Stagemad Theatre Company, under the direction of James Power, gave a powerful revival to Noel Kelly’s play – Blues in the Night, at Garter Lane. This is a searing scalding blast of a play that hinges on a Waterford family coping with a father’s illness, the delusion of past fame, the hurt of lost opportunities and the endless guilt of what was and what might have been. A stay at home sister Eily, tries to make decisions for two emigrant siblings, Michael – the golden boy whose claim to fame was that he played for Waterford in 1968 in a European game against Manchester United. He went off to pursue a football career and business in England and his family basked in his fame. His story is one aspect of Blues in the Night.

His sister Kitty also emigrated to a world of bars and night spots and her Blues in the Night is the reverie world of Johnny Mercer’s song of the same name.

Their martinet of a father suffers a stroke and the emigrants, somewhat reluctantly come home to confront harsh truths that they ran away from and to admit ot failed careers at least in home eyes.

That bitterness of delusion and disappointment is the almost overpowering drams of the play in a heavy style that owes much to Eugene O’Neill’s Long Days Journey Into Night, but Noel Kelly creates a tight corrosive drama that time has darkened. Characters refer to a vanished Waterford of Paper Mills, Denny’s, Clover Meats and the Flour Mills. The family thought that the Glass Factory was some nirvana. The collapse of this industry is a further hurt – a searing reminder of the psychic hurt Waterford peoples’ hope and dreams have suffered.
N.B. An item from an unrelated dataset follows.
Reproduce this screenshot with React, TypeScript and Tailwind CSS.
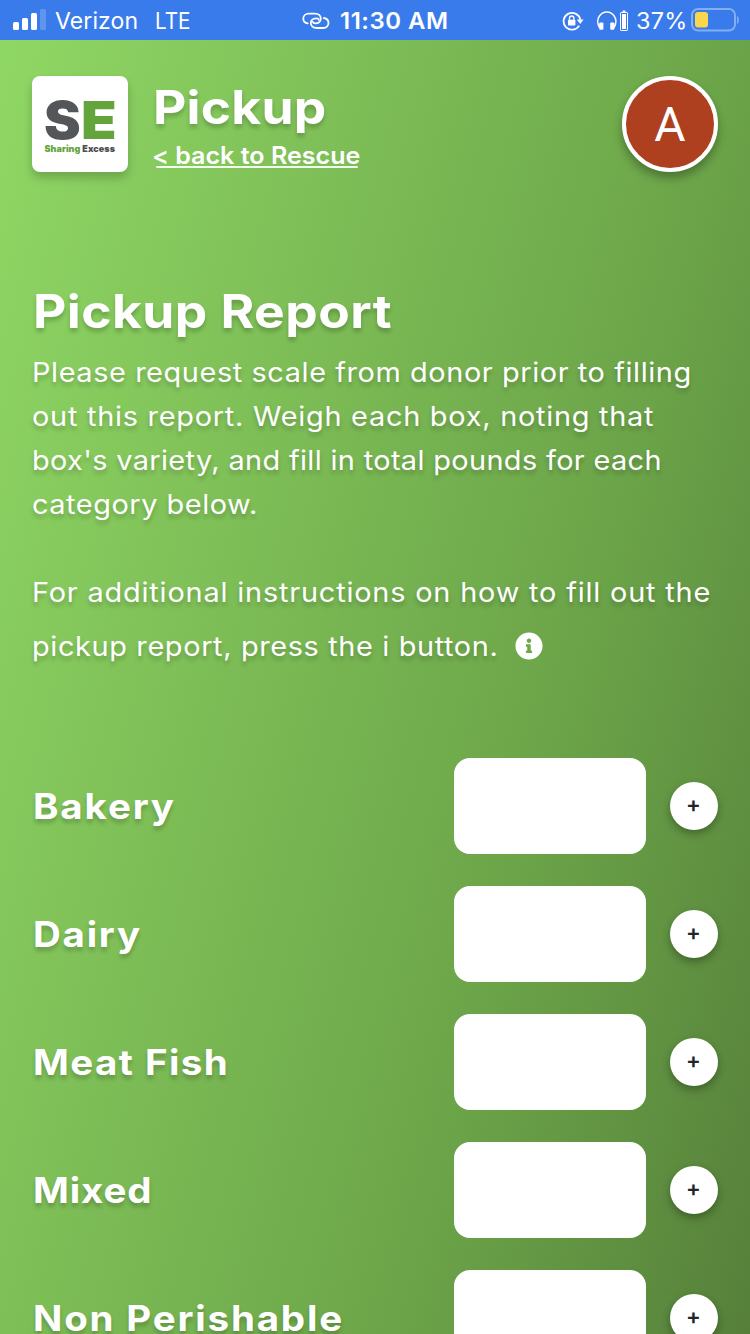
import { FaInfoCircle } from "react-icons/fa";

const CATEGORIES = [
  { name: "Bakery", tracking: "tracking-[1.7px]" },
  { name: "Dairy", tracking: "tracking-[1.6px]" },
  { name: "Meat Fish", tracking: "tracking-[1.3px]" },
  { name: "Mixed", tracking: "tracking-[0.8px]" },
  { name: "Non Perishable", tracking: "tracking-[1.65px]" },
];

function StatusBar() {
  return (
    <div className="flex h-10 shrink-0 items-center bg-[#397bea] text-[23px] leading-none text-white">
      <svg className="ml-[13px] shrink-0" width="33" height="22" viewBox="0 0 33 22" fill="white">
        <rect x="0" y="13" width="6" height="8" rx="1.5" />
        <rect x="9" y="9" width="6" height="12" rx="1.5" />
        <rect x="18" y="4" width="6" height="17" rx="1.5" />
        <rect x="27" y="0" width="6" height="21" rx="1.5" opacity="0.2" />
      </svg>
      <span className="mt-0.5 ml-[9px] w-[84px] tracking-[0.1px]">Verizon</span>
      <span className="mt-0.5 ml-[16px] w-[36px] origin-left scale-x-[0.9]">LTE</span>

      <svg className="mt-px ml-[111px] shrink-0" width="28" height="18" viewBox="0 0 28 18" fill="none" stroke="white" strokeWidth="1.8" strokeLinecap="round">
        <path d="M5.8 11.4C3 10.9 1.3 9 1.3 6.7C1.3 3.8 3.6 1.6 6.6 1.6H13C16.4 1.6 18.8 3.6 18.8 6.5C18.8 9.4 16.6 11.3 13.6 11.3C11.8 11.3 10.9 10.6 10.9 9.8" />
        <path d="M21.9 6C24.8 6.6 26.5 8.5 26.5 11C26.5 13.9 24.2 16 21.2 16H14.6C11.2 16 8.8 14 8.8 11.1C8.8 8.2 11 6.3 14 6.3C15.8 6.3 16.7 7 16.7 7.8" />
      </svg>
      <span className="mt-0.5 ml-[10px] w-[108px] origin-left scale-x-[1.04] font-semibold tracking-[0.5px] whitespace-nowrap">
        11:30 AM
      </span>

      <svg className="mt-px ml-[114px] shrink-0" width="22" height="20" viewBox="0 0 22 20" fill="none" stroke="white" strokeWidth="1.8">
        <path d="M17.2 14.6A8.4 8.4 0 1 1 18.2 8.5" />
        <path d="M14.8 8.6H21.6L18.2 13Z" fill="white" stroke="none" />
        <rect x="6" y="8.8" width="7.4" height="5.8" rx="0.8" fill="white" stroke="none" />
        <path d="M7.5 9V7.2A2.2 2.2 0 0 1 11.9 7.2V9" strokeWidth="1.3" />
      </svg>
      <svg className="mt-px ml-[13px] shrink-0" width="32" height="22" viewBox="0 0 32 22" fill="none" stroke="white">
        <path d="M2.6 17.5C0.2 14 0.3 9.3 2.2 6.4C4 3.5 6.8 2 9.8 2C12.8 2 15.6 3.5 17.4 6.4C19.3 9.3 19.4 14 17 17.5" strokeWidth="1.6" />
        <rect x="2.2" y="12.5" width="4.2" height="7.3" rx="1" fill="white" stroke="none" />
        <rect x="13.2" y="12.5" width="4.2" height="7.3" rx="1" fill="white" stroke="none" />
        <rect x="23.5" y="2.5" width="7" height="18" rx="0.6" />
        <rect x="25" y="4" width="4" height="15" fill="white" stroke="none" />
        <rect x="25.5" y="0.5" width="3" height="1.5" fill="white" stroke="none" />
      </svg>
      <span className="mt-0.5 ml-[7px] w-[51px] origin-left scale-x-[1.02] tracking-[0.2px]">37%</span>
      <svg className="ml-[4px] shrink-0" width="49" height="24" viewBox="0 0 49 24">
        <rect x="1" y="1" width="43" height="21.5" rx="6" fill="none" stroke="#83aff2" strokeWidth="2" />
        <rect x="4" y="4" width="13" height="15.5" rx="3" fill="#f8d74a" />
        <path d="M46 8C48.5 9 48.5 15 46 16Z" fill="#83aff2" />
      </svg>
    </div>
  );
}

function Logo() {
  return (
    <div className="flex h-24 w-24 shrink-0 flex-col rounded-[8px] bg-white pt-[25px] pl-[12px] shadow-[0_6px_10px_rgba(0,0,0,0.2)]">
      <div className="flex h-[36px] items-center text-[52px] leading-[36px] font-black">
        <span className="mt-1 w-[37px] origin-left scale-x-[1.06] text-[#53575a]">S</span>
        <span className="mt-1 origin-left scale-x-[1.12] text-[#64a43c]">E</span>
      </div>
      <p className="mt-[6px] ml-[0.5px] text-[9px] leading-[12px] font-black tracking-[0.07px] whitespace-nowrap text-[#4a4d50]">
        <span className="text-[#64a43c]">Sharing</span> Excess
      </p>
    </div>
  );
}

function Header() {
  return (
    <header className="flex h-[132px] shrink-0 items-start px-8 pt-9">
      <Logo />
      <div className="ml-6 flex flex-1 flex-col pt-[7px]">
        <h1 className="ml-px h-12 origin-left scale-x-[1.12] text-[46px] leading-[48px] font-bold tracking-[0.2px] [text-shadow:0_4px_4px_rgba(0,0,0,0.2)]">
          Pickup
        </h1>
        <a className="mt-[13px] h-6 origin-left scale-x-[1.045] text-[24px] leading-[24px] font-semibold whitespace-nowrap">
          &lt; back to Rescue
        </a>
        <div className="-mt-[2px] ml-1 h-[2px] w-[202px] rounded-full bg-white/90" />
      </div>
      <div className="flex h-24 w-24 items-center justify-center rounded-full border-4 border-white bg-[#ae3f1f] pt-[2px] font-['Roboto',sans-serif] text-[48px] leading-none shadow-[0_6px_10px_rgba(0,0,0,0.3)]">
        A
      </div>
    </header>
  );
}

function Report() {
  return (
    <section className="shrink-0 px-8 pt-[115px]">
      <h2 className="ml-px h-12 origin-left scale-x-[1.12] text-[46px] leading-[48px] font-bold tracking-[0.4px] [text-shadow:0_4px_4px_rgba(0,0,0,0.2)]">
        Pickup Report
      </h2>
      <div className="mt-[16px] flex origin-left scale-x-[1.07] flex-col text-[27px] leading-[44px] whitespace-nowrap [text-shadow:0_4px_4px_rgba(0,0,0,0.2)]">
        <p className="tracking-[0.55px]">Please request scale from donor prior to filling</p>
        <p className="tracking-[0.69px]">out this report. Weigh each box, noting that</p>
        <p className="tracking-[0.33px]">box's variety, and fill in total pounds for each</p>
        <p className="tracking-[0.5px]">category below.</p>
        <p className="mt-11 tracking-[0.76px]">For additional instructions on how to fill out the</p>
      </div>
      <div className="mt-[10px] flex h-11 items-center">
        <p className="w-[483px] origin-left scale-x-[1.07] text-[27px] leading-[44px] tracking-[0.59px] whitespace-nowrap [text-shadow:0_4px_4px_rgba(0,0,0,0.2)]">
          pickup report, press the i button.
        </p>
        <FaInfoCircle size={28} className="-mt-[3px]" />
      </div>
    </section>
  );
}

export default function App() {
  return (
    <div className="flex h-[1334px] w-[750px] flex-col overflow-hidden bg-[linear-gradient(105deg,#90d865_0%,#6ca549_67%,#56803a_100%)] font-['Inter',sans-serif] text-white">
      <StatusBar />
      <Header />
      <Report />
      <form className="mt-[89px] flex shrink-0 flex-col gap-8 px-8">
        {CATEGORIES.map(({ name, tracking }) => (
          <div key={name} className="flex h-24 items-center">
            <label
              className={`w-[422px] shrink-0 pl-px text-[35px] font-bold whitespace-nowrap [text-shadow:0_4px_4px_rgba(0,0,0,0.2)] ${tracking}`}
            >
              <span className="inline-block origin-left scale-x-[1.1]">{name}</span>
            </label>
            <input className="h-24 w-48 rounded-[16px] bg-white px-4 text-[#212529] outline-none" />
            <button
              type="button"
              className="ml-6 flex h-12 w-12 items-center justify-center rounded-full bg-white pr-px pb-[5px] text-[22px] leading-none font-semibold text-[#212529] shadow-[0_4px_8px_rgba(0,0,0,0.3)]"
            >
              +
            </button>
          </div>
        ))}
      </form>
    </div>
  );
}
Paddy Dwan’s set design adds to the nostalgia and Konor Halpin as Michael gave a powerful, emotionally draining performance that will stay for a long time in my memory. Carol Doherty was impressive as the tipsy goodtime girl Kitty who had no good memories of home. Bríd Power as the put-upon sister Eily was a quiet contrast and her long suffering anguish touched many a memory in the audience. James Whelan brought much needed comedy and relief as the epileptic son Johnny – the family’s fooleen as a ball boy in Kilcohan. Eamon Kelly played the Da.

It might be said that Noel Kelly put too much content and too much rant into this play but it’s resonance to a vanished Waterford cannot be denied as we await the pain and anguish that will emerge when a Waterford writer takes on the impact of the Glass story and the fresh hurt of further displaced and disillusioned people.